Petrobras installations in Macaé, Rio de Janeiro, Brazil Brazilian officials said petty theft and not corporate espionage was responsible for the disappearance of computers with highly sensitive information on recently discovered oilfields, which could make Brazil a hydrocarbons powerhouse.

When computers and hard disks with information about the newly discovered Tupi and Jupiter oil fields off Brazil's eastern coast vanished earlier this month, allegedly in transit from an offshore rig, it jolted the oil industry and alarmed even Brazilian President, Luiz Inácio Lula da Silva. Late this week however police said it had solved the mysterious disappearance.

"They didn't have the slightest idea of what they had," federal police inspector Valdinho Jacinto Caetano said.

Four security guards who worked at the port of Macaé, a coastal city in Rio de Janeiro state, have been arrested, and police recovered laptops and hard drives taken from state oil company Petrobras.

According to primary information from Petrobras the Tupi field in the Atlantic Ocean has as much as 8 billion barrels of light crude, and the Jupiter field off the coast of Rio could be just as big.

When the news broke out President Lula said the computers contained "state secrets."
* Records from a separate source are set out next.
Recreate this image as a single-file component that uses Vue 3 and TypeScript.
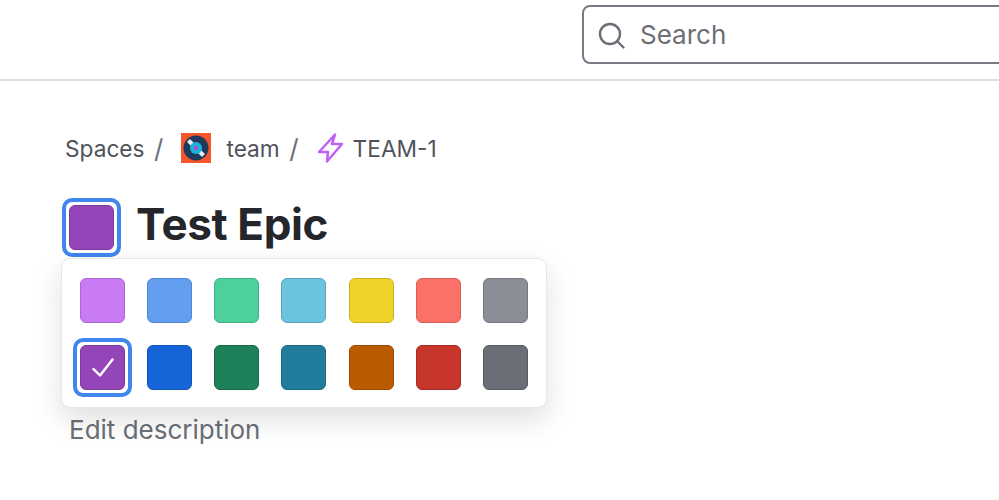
<script setup lang="ts">
const colors = [
  { bg: '#c97bf4', edge: '#ad66d6' },
  { bg: '#649ef1', edge: '#5285d2' },
  { bg: '#4dd09b', edge: '#3fb083' },
  { bg: '#6bc3de', edge: '#58a5be' },
  { bg: '#eed32a', edge: '#cbb21d' },
  { bg: '#fb7168', edge: '#d85f57' },
  { bg: '#8b8e96', edge: '#75777f' },
  { bg: '#9446b9', edge: '#7d3a9d', selected: true },
  { bg: '#1565d8', edge: '#1054b6' },
  { bg: '#1e8159', edge: '#186b49' },
  { bg: '#217d9b', edge: '#1a6882' },
  { bg: '#bb5b00', edge: '#9c4b00' },
  { bg: '#c7352b', edge: '#a72a22' },
  { bg: '#6b6e76', edge: '#585a62' },
]
</script>

<template>
  <div class="page">
    <header class="topbar">
      <div class="search">
        <svg class="search-icon" viewBox="0 0 28 28" fill="none" stroke="#6b6f76" stroke-width="2.4" stroke-linecap="round">
          <circle cx="12" cy="12" r="10" />
          <path d="M19.5 19.5l6 6" />
        </svg>
        <span>Search</span>
      </div>
    </header>

    <main class="content">
      <nav class="crumbs">
        <span>Spaces</span>
        <span class="sep">/</span>
        <svg class="team-icon" viewBox="0 0 30 30">
          <rect width="30" height="30" fill="#f4552b" />
          <circle cx="15" cy="15" r="12.5" fill="#1f3a5c" />
          <path d="M7.5 7.5l15 15" stroke="#e8eef2" stroke-width="4" />
          <circle cx="15" cy="15" r="6" fill="#19b5d8" />
          <circle cx="15" cy="15" r="2.2" fill="#b04fd0" />
        </svg>
        <span>team</span>
        <span class="sep">/</span>
        <svg class="bolt" viewBox="0 0 26 30" fill="none" stroke="#c061f5" stroke-width="2.5" stroke-linejoin="round">
          <path d="M18 1.5L2 19h9l-1 9.5L25 11H15z" />
        </svg>
        <span class="key">TEAM-1</span>
      </nav>

      <div class="title-row">
        <button class="swatch-ring">
          <span class="swatch trigger"></span>
        </button>
        <h1>Test Epic</h1>

        <div class="popover">
          <div
            v-for="c in colors"
            :key="c.bg"
            class="cell"
            :class="{ selected: c.selected }"
          >
            <span class="swatch" :style="{ background: c.bg, borderColor: c.edge }">
              <svg v-if="c.selected" class="check" viewBox="0 0 22 19" fill="none" stroke="#fff" stroke-width="2.4" stroke-linecap="round" stroke-linejoin="round">
                <path d="M1.5 11l6.5 6.5L20.5 1.5" />
              </svg>
            </span>
          </div>
        </div>
      </div>

      <div class="description">Edit description</div>
    </main>
  </div>
</template>

<style scoped>
.page {
  width: 999px;
  height: 500px;
  overflow: hidden;
  background: #fff;
  font-family: Inter, "Liberation Sans", sans-serif;
}

.topbar {
  height: 81px;
  box-sizing: border-box;
  border-bottom: 2px solid #dfe0e3;
  padding: 5px 0 0 582px;
  overflow: hidden;
}

.search {
  width: 440px;
  height: 59px;
  box-sizing: border-box;
  border: 2px solid #777b85;
  border-radius: 8px;
  display: flex;
  align-items: center;
  gap: 14px;
  padding-left: 14px;
  color: #6b6f76;
  font-size: 26px;
}

.search-icon {
  width: 28px;
  height: 28px;
  margin-top: 3px;
}

.content {
  padding: 52px 0 0 62px;
}

.crumbs {
  display: flex;
  align-items: center;
  height: 30px;
  padding-left: 3px;
  font-size: 22.7px;
  color: #50535b;
}

.sep {
  margin: 0 18px 0 9.5px;
  font-size: 26px;
  color: #6b6f76;
}

.team-icon {
  width: 30px;
  height: 30px;
  margin-right: 15px;
}

.bolt {
  width: 26px;
  height: 30px;
  margin-right: 10px;
}

.title-row {
  position: relative;
  display: flex;
  align-items: center;
  gap: 15px;
  margin-top: 35px;
}

h1 {
  margin: 0 0 6px;
  font-size: 44px;
  line-height: 51px;
  font-weight: 700;
  letter-spacing: -0.4px;
  color: #24262b;
}

.swatch-ring {
  width: 59px;
  height: 59px;
  box-sizing: border-box;
  border: 4px solid #3f86ed;
  border-radius: 10px;
  padding: 0;
  background: #fff;
  display: flex;
  align-items: center;
  justify-content: center;
}

.swatch {
  width: 45px;
  height: 45px;
  box-sizing: border-box;
  border: 1.5px solid;
  border-radius: 6px;
  display: flex;
  align-items: center;
  justify-content: center;
}

.trigger {
  background: #9446b9;
  border-color: #7d3a9d;
}

.popover {
  position: absolute;
  left: -1px;
  top: 60px;
  width: 486px;
  height: 150px;
  box-sizing: border-box;
  padding: 12px 11px;
  background: #fff;
  border: 1px solid #e6e7e9;
  border-radius: 9px;
  box-shadow: 0 12px 28px rgba(30, 32, 40, 0.14);
  display: grid;
  grid-template-columns: repeat(7, 59px);
  grid-auto-rows: 59px;
  column-gap: 8.15px;
  row-gap: 8px;
  z-index: 2;
}

.cell {
  box-sizing: border-box;
  border: 4px solid transparent;
  border-radius: 10px;
  display: flex;
  align-items: center;
  justify-content: center;
}

.cell.selected {
  border-color: #3f86ed;
}

.check {
  width: 22px;
  height: 19px;
}

.description {
  margin-top: 157px;
  padding-left: 7px;
  font-size: 26px;
  color: #6b6f76;
}
</style>
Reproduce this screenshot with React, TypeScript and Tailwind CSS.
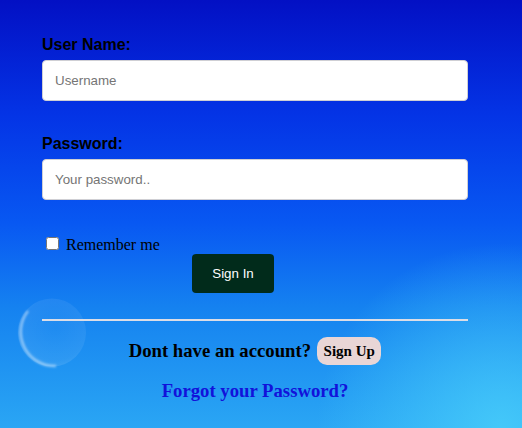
import { useState } from "react";

const Bubble = () => (
    <svg className="absolute left-[14px] top-[294px]" width="78" height="78" viewBox="0 0 78 78">
        <defs>
            <radialGradient id="bubbleFill" cx="55%" cy="45%" r="55%">
                <stop offset="0%" stopColor="#ffffff" stopOpacity="0.03" />
                <stop offset="85%" stopColor="#ffffff" stopOpacity="0.07" />
                <stop offset="100%" stopColor="#ffffff" stopOpacity="0.12" />
            </radialGradient>
            <filter id="soft">
                <feGaussianBlur stdDeviation="1" />
            </filter>
        </defs>
        <circle cx="38" cy="38.5" r="34" fill="url(#bubbleFill)" />
        <path d="M 14 17 A 34 34 0 0 0 42 72" fill="none" stroke="#ffffff" strokeOpacity="0.45" strokeWidth="2.5" filter="url(#soft)" />
    </svg>
);

const App = () => {
    const [remember, setRemember] = useState(false);

    return (
        <div className="relative h-[428px] w-full overflow-hidden bg-[radial-gradient(circle_at_96%_100%,rgba(72,206,250,0.85),rgba(72,206,250,0)_28%),linear-gradient(180deg,#0310c4_0%,#0434e6_27%,#0858f2_52%,#1582f0_72%,#2aa6f4_100%)]">
            <Bubble />
            <form className="relative ml-[42px] w-[426px] pt-[36px]" onSubmit={(e) => e.preventDefault()}>
                <label className="block font-['Liberation_Sans',Arial,sans-serif] text-[16px] font-bold leading-[18px] text-black mb-[6px]">
                    User Name:
                </label>
                <input
                    type="text"
                    placeholder="Username"
                    className="block h-[41px] w-full rounded-[4px] border border-[#cfcfd4] bg-white px-[12px] font-['Liberation_Sans',Arial,sans-serif] text-[13.33px] text-black placeholder:text-[#757575] outline-none"
                />

                <label className="mt-[34px] block font-['Liberation_Sans',Arial,sans-serif] text-[16px] font-bold leading-[18px] text-black mb-[6px]">
                    Password:
                </label>
                <input
                    type="password"
                    placeholder="Your password.."
                    className="block h-[41px] w-full rounded-[4px] border border-[#cfcfd4] bg-white px-[12px] font-['Liberation_Sans',Arial,sans-serif] text-[13.33px] text-black placeholder:text-[#757575] outline-none"
                />

                <div className="mt-[36px] flex items-start">
                    <input
                        type="checkbox"
                        checked={remember}
                        onChange={() => setRemember(!remember)}
                        className="mt-[1px] ml-[4px] mr-[7px] h-[13px] w-[13px]"
                    />
                    <span className="font-['Liberation_Serif','Times_New_Roman',serif] text-[16px] leading-[18px] text-black">
                        Remember me
                    </span>
                </div>

                <button
                    type="submit"
                    className="ml-[150px] block h-[39px] w-[82px] rounded-[4px] bg-[#012b1b] font-['Liberation_Sans',Arial,sans-serif] text-[13.33px] text-white"
                >
                    Sign In
                </button>

                <div className="mt-[26px] h-[2px] w-full bg-[#dcdde6]"></div>

                <div className="mt-[16px] flex items-center justify-center gap-[6px]">
                    <h3 className="font-['Liberation_Serif','Times_New_Roman',serif] text-[18.72px] font-bold leading-[22px] text-black">
                        Dont have an account?
                    </h3>
                    <button
                        type="button"
                        className="h-[28px] rounded-[10px] bg-[#e9d6d6] px-[6.5px] font-['Liberation_Serif','Times_New_Roman',serif] text-[15px] font-bold text-black"
                    >
                        Sign Up
                    </button>
                </div>

                <h3 className="mt-[15px] text-center font-['Liberation_Serif','Times_New_Roman',serif] text-[18.72px] font-bold leading-[22px] text-[#1212da]">
                    Forgot your Password?
                </h3>
            </form>
        </div>
    );
};

export default App;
The Brazilian Federal Police said the equipment was stolen from Houston-based oil services company Halliburton as it was being transported from an offshore rig to the city of Macaé, but later officials said the theft occurred at the port and made no mention of Halliburton.

The guards were employees of a security company hired by Petrobras to protect the port, Caetano said.

They had been carrying out small thefts since September that went unnoticed until the computers disappeared, Caetano said. "This was a common crime," he said.

The guards, after realizing what had happened, panicked and destroyed some of the stolen loot, including a hard drive and monitor, Caetano said.